Mas o campo e contracampo ingênuo e “encantado”
com que Scorsese nos mostra Hugo e sua amiguinha numa sessão
opiácia do Safety Last de Harold Lloyd desmascara
a “ruse”: é debitário da concepção
de cinefilia mais copa e cozinha imaginável, quase trash;
aquela que cultua a sala de cinema como parque de diversões
e sauna gay (afinal, o que se dá ali?), como espaço
uterino – logo, infenso à Linguagem e à Morte
– , para aquém do Mundo e do Simbólico, esfera
inacessível e amniótica reservada a seres ungidos
pelo sacrossanto namorinho de portão (ou coisa pior) com
a Arte.
No cinema contemporâneo, houve uma experiência
de “acerto de contas” com os pais – com os clássicos
– que me parece paradigmática: os maneiristas. Argento,
Vecchiali (parte da obra ao menos), Arrieta, De Palma. Os maneiristas
não entretêm com a história do cinema uma relação
de culto (de reverência e lamber de botas, como aqui; festejo
sirigaito e punheta, como aqui). Eles matam os pais e tomam
seu lugar; eles os relêem criticamente, comme il fault.

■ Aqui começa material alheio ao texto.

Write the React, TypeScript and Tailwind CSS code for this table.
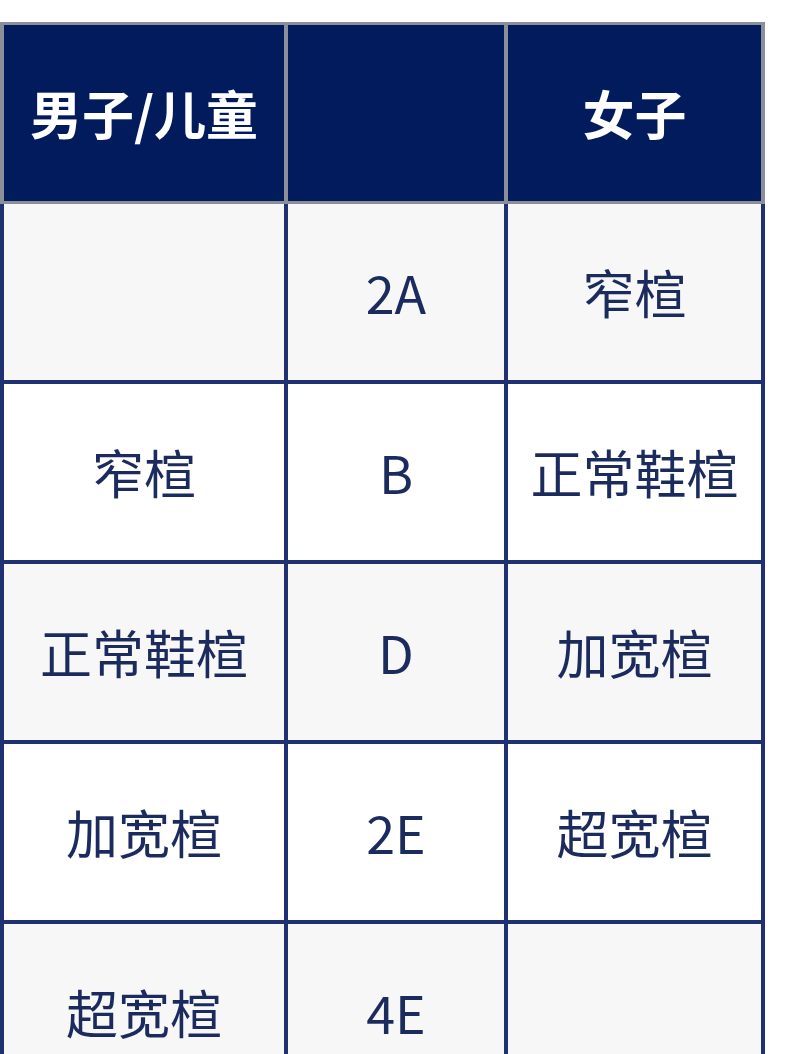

No découpage acelerado e no zoom dos últimos
Fassbinder (Veronika Voss e Lola sobretudo), no
raccord do eixo da câmera e no zoom em Argento,
na reencenação em papel jornal e lantejoula de Anger
e Arrieta do star system Hollywoodiano (mediados por Cocteau).
Estes tropos – estas figuras de estilo, acerbas e punks –
são os estigmas do negativo em suas obras. No lugar do Pai
morto, ficou uma cratera e uma ferida (narcísica); na ausência
da Lei e da Linguagem, uma imagem; mas rasurada – a dentadas.
Não há Ano Bom sem o luto pelo ano morto e enterrado.
Um grande artista é antes de tudo um terno parricida.